STACEY BURNS (left) with mother Phyllis Keane and sister Kelly Crane. (Courtesy photo) (click for larger version)
May 05, 2011
WOLFEBORO — There were girls' birthdays to celebrate last weekend, says Phyllis Keane, mother of Stacey Burns. Since the murder of her daughter in Wolfeboro, on Mother's Day, May 10, 2009, she has found sustenance in her family. Instead of moving to Florida, as originally planned, she created an apartment in her house for herself and invited her daughter Kelly and her husband and two girls to live in the Natick, Mass., home.

The Burns children now live with their father Ed in Millis, just 10 to 15 minutes away, depending on traffic. Visits are rarely as frequent or long as she would like, but she and Kelly enjoy watching the children participate in sports and attended all of Michael's hockey games. Kelly and the kids text regularly, but for Phyllis, the time they can join the family in Natick is the most precious.

Living with Kelly's family keeps her going, but still, some days she cries a lot and other days she's angry. "Every day is different. The sadness hasn't diminished with time."

The family will visit Stacey's grave on Mother's Day and their church will hold a Mass. "We'll just get through it." she says. Phyllis recalls the number of long-time friends who came to Stacey's funeral, people who became a part of her life as far back as her early childhood, high school and college and remembers her daughter's outgoing personality.

The idea that there's "someone out there living a life who should be behind bars" mystifies her. "I don't understand how that can be. I have great faith, but it shakes it – why that person is alive when my daughter is dead."

The family maintains contact with the New Hampshire State Police Major Crimes Unit and is encouraged by ongoing developments, but an arrest has not yet been made. Phyllis supports their caution. "I want them to know they have their man," she says. "I want proof and want it resolved. There will never be closure but at least one question would be answered, and justice would be served."

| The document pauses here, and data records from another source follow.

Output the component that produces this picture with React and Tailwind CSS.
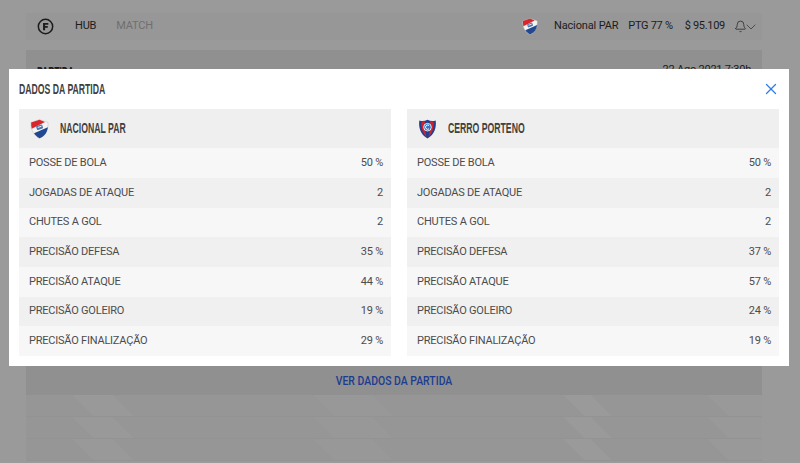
import React from "react";
import { X, Bell, ChevronDown } from "lucide-react";

const labels = [
  "POSSE DE BOLA",
  "JOGADAS DE ATAQUE",
  "CHUTES A GOL",
  "PRECISÃO DEFESA",
  "PRECISÃO ATAQUE",
  "PRECISÃO GOLEIRO",
  "PRECISÃO FINALIZAÇÃO",
];

const nacionalStats = ["50 %", "2", "2", "35 %", "44 %", "19 %", "29 %"];
const cerroStats = ["50 %", "2", "2", "37 %", "57 %", "24 %", "19 %"];

// no condensed face is installed, so the headings are squeezed
const headingClass =
  "inline-block origin-left scale-x-[0.62] whitespace-nowrap font-['Liberation_Sans',sans-serif] text-[14px] font-bold text-[#3f3f3f]";

const NacionalBadge = ({ className }) => (
  <svg viewBox="0 0 20 22" className={className}>
    <path d="M10 .6 19.4 3.8C19.8 11 17 17.8 10 21.4 3 17.8.2 11 .6 3.8Z" fill="#f4f4f4" stroke="#bdbdbd" strokeWidth=".5" />
    <path d="M10 .8 .8 3.9C.7 6.4.9 8.6 1.5 10.6L16 3.2Z" fill="#d9262c" />
    <path d="M19.2 9C18.6 14.6 15.6 18.8 10 21.2 7.4 19.8 5.4 18 4 15.8Z" fill="#22488f" />
    <rect x="6.6" y="6.8" width="7" height="4.6" rx="1" transform="rotate(-20 10 9.1)" fill="#4f75ad" />
    <path d="M8 9.4 12.2 7.9" stroke="#fff" strokeWidth="1" />
  </svg>
);

const CerroBadge = ({ className }) => (
  <svg viewBox="0 0 20 22" className={className}>
    <path d="M1 1.6C4 2.6 7 2.4 10 .8 13 2.4 16 2.6 19 1.6 20 9 18 17 10 21.4 2 17 0 9 1 1.6Z" fill="#23408f" />
    <path d="M3.4 2.8 7.2 2.4C6.6 8 7.4 14 9 19.6 4.6 15.6 2.8 9 3.4 2.8Z" fill="#d3222f" />
    <path d="M16.6 2.8 12.8 2.4C13.4 8 12.6 14 11 19.6 15.4 15.6 17.2 9 16.6 2.8Z" fill="#d3222f" />
    <circle cx="10" cy="9" r="4.2" fill="#2f78c8" stroke="#eef3fc" strokeWidth="1" />
    <path d="M11.6 7.2A2.3 2.3 0 1 0 11.6 10.8" fill="none" stroke="#fff" strokeWidth="1.1" />
  </svg>
);

const TeamStats = ({ name, badge, stats }) => (
  <div className="flex-1">
    <div className="flex h-[39.3px] items-center gap-[11px] bg-[#efefef] pl-[11px]">
      {badge}
      <span className={headingClass}>{name}</span>
    </div>
    {labels.map((label, i) => (
      <div
        key={label}
        className={`flex h-[29.67px] items-center justify-between pl-[10px] pr-2 text-[11px] tracking-[-0.22px] text-[#4c4c4c] ${i % 2 === 0 ? "bg-[#f7f7f7]" : "bg-[#f0f0f0]"}`}
      >
        <span>{label}</span>
        <span>{stats[i]}</span>
      </div>
    ))}
  </div>
);

const StripedRow = () => (
  <div className="h-[22px] border-b border-[#939393] bg-[linear-gradient(45deg,#969696_48px,#999999_48px,#999999_76px,#969696_76px,#969696_218px,#989898_218px,#989898_259px,#969696_259px,#969696_395px,#9a9a9a_395px,#9a9a9a_414px,#969696_414px,#969696_497px,#999999_497px,#999999_534px,#969696_534px)]" />
);

export default function App() {
  return (
    <div className="relative h-[463px] w-[800px] overflow-hidden bg-[#9a9a9a] font-['Roboto',sans-serif]">
      {/* page behind the backdrop */}
      <div className="mx-[26px] w-[736px] pt-[13px]">
        <div className="flex h-[27px] items-center justify-between bg-[#979797] pl-[11px] pr-[3px] text-[11px] text-[#1c1c1c]">
          <div className="flex items-center tracking-[-0.2px]">
            <svg viewBox="0 0 18 18" className="h-[17px] w-[17px]">
              <circle cx="9" cy="9" r="7.6" fill="none" stroke="#1c1c1c" strokeWidth="1.6" />
              <path d="M6.4 13V5.2H12V7.2H8.6V8.4H11.4V10.2H8.6V13Z" fill="#1c1c1c" />
            </svg>
            <span className="ml-[21px]">HUB</span>
            <span className="ml-5 text-[#6f6f6f]">MATCH</span>
          </div>
          <div className="flex items-center">
            <NacionalBadge className="h-[17px] w-[16px]" />
            <span className="ml-4 tracking-[-0.15px]">Nacional PAR</span>
            <span className="ml-[10px] tracking-[-0.3px]">PTG 77 %</span>
            <span className="ml-3 tracking-[-0.3px]">$ 95.109</span>
            <Bell className="ml-[9px] mr-[-4px] h-[13px] w-[13px]" strokeWidth={1.3} />
            <ChevronDown className="h-4 w-4 text-[#3a3a3a]" strokeWidth={1.2} />
          </div>
        </div>
        <div className="mt-[10px] flex h-[345px] flex-col justify-between bg-[#909090] px-[11px] pb-[3px]">
          <div className="flex items-start justify-between pt-[12px] text-[11px] tracking-[-0.22px] text-[#1c1c1c]">
            <span className="inline-block origin-left scale-x-[0.62] font-['Liberation_Sans',sans-serif] text-[14px] font-bold">PARTIDA</span>
            <span>22 Ago 2021 7:30h</span>
          </div>
          <div className="text-center">
            <span className="inline-block scale-x-[0.87] text-[12px] font-medium text-[#1d3c8f]">VER DADOS DA PARTIDA</span>
          </div>
        </div>
        <StripedRow />
        <StripedRow />
        <StripedRow />
      </div>

      {/* modal */}
      <div className="absolute left-[9px] top-[69px] h-[297px] w-[780px] bg-white px-[10px]">
        <div className="flex h-[40px] items-center justify-between">
          <h2 className={headingClass}>DADOS DA PARTIDA</h2>
          <X className="mr-[-1px] h-[18px] w-[18px] text-[#2f7de1]" strokeWidth={1.7} />
        </div>
        <div className="flex gap-4">
          <TeamStats name="NACIONAL PAR" badge={<NacionalBadge className="h-[20px] w-[19px]" />} stats={nacionalStats} />
          <TeamStats name="CERRO PORTENO" badge={<CerroBadge className="h-[20px] w-[19px]" />} stats={cerroStats} />
        </div>
      </div>
    </div>
  );
}
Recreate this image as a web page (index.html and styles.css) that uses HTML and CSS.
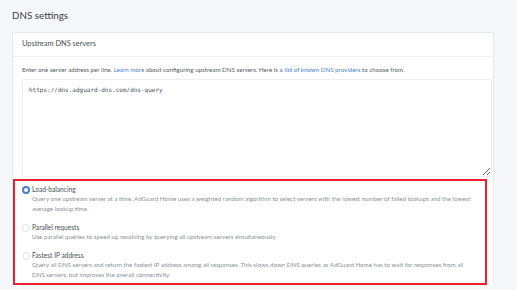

As the guardian of her grandchildren's education fund (Wolfeboro Attorney Jennifer Haskell is a trustee) at the Meredith Village Savings Bank, she wants the residents of Wolfeboro and vicinity to know how much she appreciates "all people have done so far. Wolfeboro, as a whole, wrapped its arms around us, the children especially."

We have been informed that the students in this year's graduating class, of which Michael, the oldest, was a part, have remembered his mother Stacey in a section of their yearbook, and he, in turn, plans to attend their graduation on Saturday, May 28, and will be attending Keene State College in the fall. "He's a wonderful boy," says his proud grandmother. "I'm very excited for him."

Mother's Day is forever tainted for the Burns and Keane families, but life goes on. Phyllis says she tells the children that their mother would be proud of them. "Those children have to make a life," she says. "Their mother is in them, and they are the most wonderful, wonderful children, so loving so caring. They're growing up to be great kids…My daughter did a wonderful job with them as long as she could."